On the bridge, you can get a fantastic view of Osaka city with remarkable landmarks including Abeno Harukasu, (the tallest building in Japan), Tsutenkaku (the symbol tower of Osaka), Universal Studio Japan, Umeda Sky Building having an amazing floating garden. Far distance, Mount Ikoma and Mount Katsuragi in Nara Prefecture or even Akashi Kaikyo Bridge, the world’s longest suspension bridge will also be in your view.
Shirinashigawa Suimon, Arch-shaped floodgate
As you see on the map and now personally realize during the ride, Taisho is a wonderland completely surrounded by water. It is at or just above sea level at best.
In this regard, Taisho was totally vulnerable to floods. As shown below, huge Typhoon frequently caused disastrous floods and severely jeopardized people’s lives. Consequently, flood control had been most critical to protect the safety of Taisho citizens.
In 1970, a unique arch-shaped floodgate, Shirinashi-gawa Suimon (Shirinashi River Floodgate), was built to control water level and has long protected Taisho people since then.
This high arch structure allows tall cargo ships to pass the gate safely. This is one of the three arch floodgates in Japan (other two are Kizugawa Suimon in Taisho and Ajigawa Suimon in Minato ward).
When there are imminent risks of flooding, the gate is closed to block the high tide. This system has been successfully implemented to protect the lives of Taisho citizens.
Ojizo sama, worships in everyday life
In some street corners or under the eaves of private houses in Japan, particularly in the Kansai area, you may have seen a Jizo, a stone statue in a little wooden hall. It is a guardian deity of children worshiped by local people. Each district has its own Jizo to revere.
People very respectfully call Jizo as “Ojizo sama”. When people are passing by the small hall (お堂、odo), they just stop to put their hands together silently and leave. You can find plenty of Ojizo samas on your cycle journey in Taisho.
This Ojizo sama below stands very close to houses and a parking lot in Izuo area, Taisho. What is this woman with her bike and dog praying for?
Ojizo sama typically wears a red or white bib. This Ojizo sama in Izuo district dresses elaborately. It seems some Izuo locals dressed him in red bibs and a matching cap to show their respect. This tells you that worshipping Ojizo sama naturally blends into people’s everyday life. If you find Ojizo sama somewhere, it’s definitely sign of your good luck.
Carrying on the tradition, Nishide Tea Shop
Finally, your amazing ride is reaching the ending. Concluding your journey with a relaxing atmosphere, Nishida Tea Shop on the south end of Izuo Shopping Arcade is a perfect choice.
The history of Nishide Tea Shop can be traced back to as early as the 1860s in Kyoto. Kenzo Nishide, grandfather of the current owner, was born and trained at Uji Tawara, Kyoto, the traditional center of tea production. He then came to Taisho to open his own tea shop after the World War II.

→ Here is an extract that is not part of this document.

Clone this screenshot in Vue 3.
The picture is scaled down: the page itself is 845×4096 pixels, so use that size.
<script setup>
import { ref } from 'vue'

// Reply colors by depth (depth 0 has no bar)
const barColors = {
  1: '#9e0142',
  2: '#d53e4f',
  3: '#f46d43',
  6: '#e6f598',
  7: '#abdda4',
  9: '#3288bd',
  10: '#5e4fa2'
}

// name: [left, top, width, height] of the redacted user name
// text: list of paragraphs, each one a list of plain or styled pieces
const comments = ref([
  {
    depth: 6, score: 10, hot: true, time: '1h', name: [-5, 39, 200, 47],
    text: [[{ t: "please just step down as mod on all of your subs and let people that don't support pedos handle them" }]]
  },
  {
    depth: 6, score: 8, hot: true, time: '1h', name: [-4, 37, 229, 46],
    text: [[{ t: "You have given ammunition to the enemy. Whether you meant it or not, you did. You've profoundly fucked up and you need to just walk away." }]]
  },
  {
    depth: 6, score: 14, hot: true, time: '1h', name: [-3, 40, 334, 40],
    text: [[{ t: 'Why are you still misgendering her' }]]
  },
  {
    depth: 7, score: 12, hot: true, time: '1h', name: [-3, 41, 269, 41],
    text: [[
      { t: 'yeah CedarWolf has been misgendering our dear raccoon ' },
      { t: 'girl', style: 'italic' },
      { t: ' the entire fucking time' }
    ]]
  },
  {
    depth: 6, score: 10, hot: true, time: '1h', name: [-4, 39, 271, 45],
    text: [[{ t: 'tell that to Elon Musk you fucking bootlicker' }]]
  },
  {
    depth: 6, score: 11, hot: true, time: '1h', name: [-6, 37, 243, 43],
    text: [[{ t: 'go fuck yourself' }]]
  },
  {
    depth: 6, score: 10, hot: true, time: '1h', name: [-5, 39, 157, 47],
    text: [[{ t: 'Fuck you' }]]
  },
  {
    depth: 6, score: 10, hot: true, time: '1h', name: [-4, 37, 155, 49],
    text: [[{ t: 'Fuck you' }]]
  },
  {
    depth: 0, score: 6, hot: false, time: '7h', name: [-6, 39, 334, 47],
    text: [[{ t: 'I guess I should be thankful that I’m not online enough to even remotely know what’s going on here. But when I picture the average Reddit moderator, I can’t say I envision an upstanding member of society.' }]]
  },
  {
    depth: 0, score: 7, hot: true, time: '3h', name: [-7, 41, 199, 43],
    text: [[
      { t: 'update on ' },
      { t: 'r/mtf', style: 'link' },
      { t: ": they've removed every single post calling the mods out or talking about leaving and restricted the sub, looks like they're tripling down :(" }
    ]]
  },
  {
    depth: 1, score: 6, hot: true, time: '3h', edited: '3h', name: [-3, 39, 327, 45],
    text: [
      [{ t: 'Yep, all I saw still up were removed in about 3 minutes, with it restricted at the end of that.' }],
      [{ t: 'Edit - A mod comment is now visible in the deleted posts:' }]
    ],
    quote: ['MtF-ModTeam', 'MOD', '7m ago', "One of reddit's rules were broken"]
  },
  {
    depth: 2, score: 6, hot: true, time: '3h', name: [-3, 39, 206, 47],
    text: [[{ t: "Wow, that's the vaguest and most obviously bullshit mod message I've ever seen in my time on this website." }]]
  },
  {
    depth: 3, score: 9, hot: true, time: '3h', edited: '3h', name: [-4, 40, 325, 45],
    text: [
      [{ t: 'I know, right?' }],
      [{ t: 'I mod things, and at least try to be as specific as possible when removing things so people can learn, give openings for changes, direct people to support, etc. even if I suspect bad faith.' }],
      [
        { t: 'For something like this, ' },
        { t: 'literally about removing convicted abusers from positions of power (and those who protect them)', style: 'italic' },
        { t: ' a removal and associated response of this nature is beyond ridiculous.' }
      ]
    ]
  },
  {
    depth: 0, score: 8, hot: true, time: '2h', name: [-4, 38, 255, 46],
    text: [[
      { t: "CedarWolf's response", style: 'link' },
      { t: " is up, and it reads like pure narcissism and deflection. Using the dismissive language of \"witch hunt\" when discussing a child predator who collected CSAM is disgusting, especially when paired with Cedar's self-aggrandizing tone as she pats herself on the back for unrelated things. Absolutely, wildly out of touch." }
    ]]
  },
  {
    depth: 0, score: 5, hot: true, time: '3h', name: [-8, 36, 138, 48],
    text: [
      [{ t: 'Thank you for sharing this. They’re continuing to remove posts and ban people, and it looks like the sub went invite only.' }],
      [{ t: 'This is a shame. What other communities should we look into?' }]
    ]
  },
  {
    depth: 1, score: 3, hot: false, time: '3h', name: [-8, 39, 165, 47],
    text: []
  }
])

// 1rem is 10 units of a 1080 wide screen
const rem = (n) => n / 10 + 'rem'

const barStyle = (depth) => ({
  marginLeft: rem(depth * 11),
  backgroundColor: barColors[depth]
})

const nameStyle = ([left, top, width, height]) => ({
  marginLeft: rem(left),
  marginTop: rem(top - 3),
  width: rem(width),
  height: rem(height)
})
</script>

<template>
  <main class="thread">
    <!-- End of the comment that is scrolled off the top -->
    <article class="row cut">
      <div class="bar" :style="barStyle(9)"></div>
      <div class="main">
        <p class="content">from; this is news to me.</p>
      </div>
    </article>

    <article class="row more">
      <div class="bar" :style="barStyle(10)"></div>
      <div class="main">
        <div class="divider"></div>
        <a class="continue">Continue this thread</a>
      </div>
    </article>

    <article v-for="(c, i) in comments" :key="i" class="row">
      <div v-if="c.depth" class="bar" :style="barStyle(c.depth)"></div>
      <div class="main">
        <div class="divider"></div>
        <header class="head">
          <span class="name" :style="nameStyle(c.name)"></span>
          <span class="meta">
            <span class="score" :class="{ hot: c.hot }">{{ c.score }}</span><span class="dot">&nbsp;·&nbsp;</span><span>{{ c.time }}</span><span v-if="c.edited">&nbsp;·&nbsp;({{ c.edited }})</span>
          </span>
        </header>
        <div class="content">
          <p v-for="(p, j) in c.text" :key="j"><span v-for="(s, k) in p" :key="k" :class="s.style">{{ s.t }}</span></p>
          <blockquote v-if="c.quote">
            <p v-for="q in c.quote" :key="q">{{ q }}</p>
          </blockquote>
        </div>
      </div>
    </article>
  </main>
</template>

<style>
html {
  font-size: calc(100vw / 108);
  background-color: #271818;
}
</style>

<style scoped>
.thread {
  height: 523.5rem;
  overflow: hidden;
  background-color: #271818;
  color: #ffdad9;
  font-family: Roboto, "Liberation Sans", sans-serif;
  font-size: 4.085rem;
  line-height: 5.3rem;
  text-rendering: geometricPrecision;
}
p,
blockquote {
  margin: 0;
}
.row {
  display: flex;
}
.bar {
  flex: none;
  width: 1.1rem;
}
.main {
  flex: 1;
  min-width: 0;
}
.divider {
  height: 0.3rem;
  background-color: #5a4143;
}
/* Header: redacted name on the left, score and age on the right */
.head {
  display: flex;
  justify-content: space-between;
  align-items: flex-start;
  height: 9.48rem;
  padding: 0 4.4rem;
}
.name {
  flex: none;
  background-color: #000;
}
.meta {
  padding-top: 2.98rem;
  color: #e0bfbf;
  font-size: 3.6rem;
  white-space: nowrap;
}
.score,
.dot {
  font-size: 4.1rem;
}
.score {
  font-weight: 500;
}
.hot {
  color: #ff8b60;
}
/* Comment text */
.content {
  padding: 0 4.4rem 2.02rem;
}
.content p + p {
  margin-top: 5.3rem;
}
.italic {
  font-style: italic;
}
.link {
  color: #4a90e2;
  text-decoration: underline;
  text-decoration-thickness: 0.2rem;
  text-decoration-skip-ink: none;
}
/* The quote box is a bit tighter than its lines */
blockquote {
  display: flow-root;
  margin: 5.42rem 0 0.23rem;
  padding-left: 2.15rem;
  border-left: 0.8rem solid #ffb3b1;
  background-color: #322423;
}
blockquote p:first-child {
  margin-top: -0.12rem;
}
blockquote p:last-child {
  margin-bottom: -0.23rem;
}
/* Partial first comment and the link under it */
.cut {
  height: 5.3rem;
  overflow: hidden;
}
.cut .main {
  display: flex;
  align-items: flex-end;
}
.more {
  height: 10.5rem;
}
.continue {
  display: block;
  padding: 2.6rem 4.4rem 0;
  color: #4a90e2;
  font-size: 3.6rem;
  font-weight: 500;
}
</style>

You will be fascinated with their profound knowledge about Japanese tea. Just some tips for OSAKA.COM readers: Typically, tea leaves are harvested three or four times a year. Most precious tea comes from the first session picked early May, called Shincha (新茶, “New Tea”). The day of Shincha is specified for each year. In 2020, it was the 1st of May. Shincha is really special for Japanese people.

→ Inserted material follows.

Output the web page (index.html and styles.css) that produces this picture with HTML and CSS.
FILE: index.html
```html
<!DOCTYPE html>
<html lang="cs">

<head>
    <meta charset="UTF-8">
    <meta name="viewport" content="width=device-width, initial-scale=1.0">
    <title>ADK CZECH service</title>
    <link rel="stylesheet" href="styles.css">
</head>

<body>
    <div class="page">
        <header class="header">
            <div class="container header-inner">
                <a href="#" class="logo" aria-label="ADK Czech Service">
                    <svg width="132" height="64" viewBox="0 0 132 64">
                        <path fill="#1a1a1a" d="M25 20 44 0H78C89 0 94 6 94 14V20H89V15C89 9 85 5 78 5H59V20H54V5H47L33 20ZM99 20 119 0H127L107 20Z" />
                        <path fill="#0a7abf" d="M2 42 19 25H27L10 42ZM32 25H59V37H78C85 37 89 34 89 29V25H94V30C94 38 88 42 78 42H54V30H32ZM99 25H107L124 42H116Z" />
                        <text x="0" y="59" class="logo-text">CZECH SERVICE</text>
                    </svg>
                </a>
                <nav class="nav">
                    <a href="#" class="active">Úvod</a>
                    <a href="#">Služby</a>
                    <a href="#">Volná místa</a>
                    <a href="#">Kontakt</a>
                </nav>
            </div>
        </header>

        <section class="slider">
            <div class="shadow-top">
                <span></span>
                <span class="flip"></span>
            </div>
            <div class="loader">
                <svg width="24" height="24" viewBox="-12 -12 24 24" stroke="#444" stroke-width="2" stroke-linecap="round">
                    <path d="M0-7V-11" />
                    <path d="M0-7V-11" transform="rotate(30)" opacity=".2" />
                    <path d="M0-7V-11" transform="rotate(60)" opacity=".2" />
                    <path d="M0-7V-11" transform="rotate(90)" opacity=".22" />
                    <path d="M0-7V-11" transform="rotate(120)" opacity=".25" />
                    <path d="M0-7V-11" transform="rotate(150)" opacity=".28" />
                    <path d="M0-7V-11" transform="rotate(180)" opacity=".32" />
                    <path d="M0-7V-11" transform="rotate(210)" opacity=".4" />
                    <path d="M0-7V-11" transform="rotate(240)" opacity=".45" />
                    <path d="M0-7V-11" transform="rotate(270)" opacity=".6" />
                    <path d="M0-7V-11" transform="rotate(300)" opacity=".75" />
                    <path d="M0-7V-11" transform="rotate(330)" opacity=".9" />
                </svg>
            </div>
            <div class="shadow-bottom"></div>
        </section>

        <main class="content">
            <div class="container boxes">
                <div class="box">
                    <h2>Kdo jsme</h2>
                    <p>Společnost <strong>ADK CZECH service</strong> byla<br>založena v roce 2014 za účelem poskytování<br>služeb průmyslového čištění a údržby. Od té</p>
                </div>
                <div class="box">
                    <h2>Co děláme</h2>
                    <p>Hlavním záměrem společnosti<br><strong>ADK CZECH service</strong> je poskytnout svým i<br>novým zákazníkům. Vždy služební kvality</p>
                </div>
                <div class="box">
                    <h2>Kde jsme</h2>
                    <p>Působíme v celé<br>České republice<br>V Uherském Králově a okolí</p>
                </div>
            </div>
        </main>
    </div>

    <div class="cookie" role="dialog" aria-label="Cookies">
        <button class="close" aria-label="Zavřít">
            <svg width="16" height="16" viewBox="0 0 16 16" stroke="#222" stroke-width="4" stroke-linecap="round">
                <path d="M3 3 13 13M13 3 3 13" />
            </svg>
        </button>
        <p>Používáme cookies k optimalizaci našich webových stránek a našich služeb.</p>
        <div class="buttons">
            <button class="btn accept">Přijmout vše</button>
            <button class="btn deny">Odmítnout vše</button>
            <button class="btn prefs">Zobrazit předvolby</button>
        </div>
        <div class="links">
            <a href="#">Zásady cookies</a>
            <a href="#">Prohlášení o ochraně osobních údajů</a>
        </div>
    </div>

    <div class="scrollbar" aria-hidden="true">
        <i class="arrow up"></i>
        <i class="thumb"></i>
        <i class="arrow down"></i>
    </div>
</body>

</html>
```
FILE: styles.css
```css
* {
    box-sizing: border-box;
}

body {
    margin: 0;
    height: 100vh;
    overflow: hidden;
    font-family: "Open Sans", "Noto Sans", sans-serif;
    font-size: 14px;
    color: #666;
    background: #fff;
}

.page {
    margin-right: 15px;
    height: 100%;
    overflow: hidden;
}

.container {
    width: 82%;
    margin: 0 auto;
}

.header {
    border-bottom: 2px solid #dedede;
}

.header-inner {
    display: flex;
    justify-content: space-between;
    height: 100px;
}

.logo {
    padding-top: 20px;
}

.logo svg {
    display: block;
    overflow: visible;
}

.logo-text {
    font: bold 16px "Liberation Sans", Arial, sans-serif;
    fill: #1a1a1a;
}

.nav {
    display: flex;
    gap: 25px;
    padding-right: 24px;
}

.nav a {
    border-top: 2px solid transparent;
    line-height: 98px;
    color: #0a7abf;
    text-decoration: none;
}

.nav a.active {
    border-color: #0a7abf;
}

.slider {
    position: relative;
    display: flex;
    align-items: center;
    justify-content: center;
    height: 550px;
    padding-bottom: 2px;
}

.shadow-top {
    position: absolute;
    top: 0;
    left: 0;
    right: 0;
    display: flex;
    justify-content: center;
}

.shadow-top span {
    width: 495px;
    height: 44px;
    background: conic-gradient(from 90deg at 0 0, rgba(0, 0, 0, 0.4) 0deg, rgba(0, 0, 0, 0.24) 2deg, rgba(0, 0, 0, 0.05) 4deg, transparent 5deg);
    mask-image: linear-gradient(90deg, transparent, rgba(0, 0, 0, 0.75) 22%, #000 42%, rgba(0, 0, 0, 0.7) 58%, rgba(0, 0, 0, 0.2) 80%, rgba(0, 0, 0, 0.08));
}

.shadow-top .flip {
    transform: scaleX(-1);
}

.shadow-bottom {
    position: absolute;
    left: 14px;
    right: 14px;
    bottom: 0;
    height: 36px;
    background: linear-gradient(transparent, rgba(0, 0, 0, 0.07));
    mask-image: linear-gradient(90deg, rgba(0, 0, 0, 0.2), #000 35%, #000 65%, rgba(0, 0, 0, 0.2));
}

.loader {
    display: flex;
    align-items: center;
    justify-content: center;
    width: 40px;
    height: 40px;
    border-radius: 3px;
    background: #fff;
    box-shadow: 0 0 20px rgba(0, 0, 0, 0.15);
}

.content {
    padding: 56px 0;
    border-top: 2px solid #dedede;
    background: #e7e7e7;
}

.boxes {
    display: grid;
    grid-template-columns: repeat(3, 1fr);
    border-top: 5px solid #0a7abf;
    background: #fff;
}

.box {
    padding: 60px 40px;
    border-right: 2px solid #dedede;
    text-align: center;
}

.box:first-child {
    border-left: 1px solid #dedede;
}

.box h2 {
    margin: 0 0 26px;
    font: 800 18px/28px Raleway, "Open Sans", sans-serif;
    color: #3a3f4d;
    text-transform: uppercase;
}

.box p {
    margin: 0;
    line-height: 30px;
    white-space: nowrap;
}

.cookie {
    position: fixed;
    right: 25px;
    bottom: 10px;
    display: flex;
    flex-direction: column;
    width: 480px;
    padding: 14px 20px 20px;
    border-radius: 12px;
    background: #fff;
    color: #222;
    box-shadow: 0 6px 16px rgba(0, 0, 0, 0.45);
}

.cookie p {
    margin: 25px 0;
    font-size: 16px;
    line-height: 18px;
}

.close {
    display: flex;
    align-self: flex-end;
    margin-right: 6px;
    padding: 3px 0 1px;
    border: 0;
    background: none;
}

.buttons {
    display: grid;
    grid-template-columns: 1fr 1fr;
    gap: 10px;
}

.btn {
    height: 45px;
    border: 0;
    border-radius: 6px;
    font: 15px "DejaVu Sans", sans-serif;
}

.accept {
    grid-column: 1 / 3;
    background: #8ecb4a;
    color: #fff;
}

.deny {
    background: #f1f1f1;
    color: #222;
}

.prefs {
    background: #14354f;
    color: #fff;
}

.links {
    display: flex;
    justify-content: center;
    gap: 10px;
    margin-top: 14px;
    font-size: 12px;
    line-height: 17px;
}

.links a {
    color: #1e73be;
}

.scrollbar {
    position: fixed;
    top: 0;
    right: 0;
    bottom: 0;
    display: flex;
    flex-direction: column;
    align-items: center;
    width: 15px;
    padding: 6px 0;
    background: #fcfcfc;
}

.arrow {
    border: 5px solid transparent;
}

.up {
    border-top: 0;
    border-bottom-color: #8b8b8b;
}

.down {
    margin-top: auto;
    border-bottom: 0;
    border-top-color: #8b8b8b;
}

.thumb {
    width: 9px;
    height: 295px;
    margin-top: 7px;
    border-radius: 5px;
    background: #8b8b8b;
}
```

The most important feature for Japanese tea is Gougumi (合組), special blending recipes that are carefully passed down generation to generation in each tea families. “Gou” means blending, “gumi” is composing. As a tea business is typically family-run, each tea family has its own Gougumi with different flavors, colors and tastes.
The Nishide sisters have re-designed and re-branded their shop in 2018. While keeping traditional value of the family, they have started new projects and promoted various original products perfectly for the season.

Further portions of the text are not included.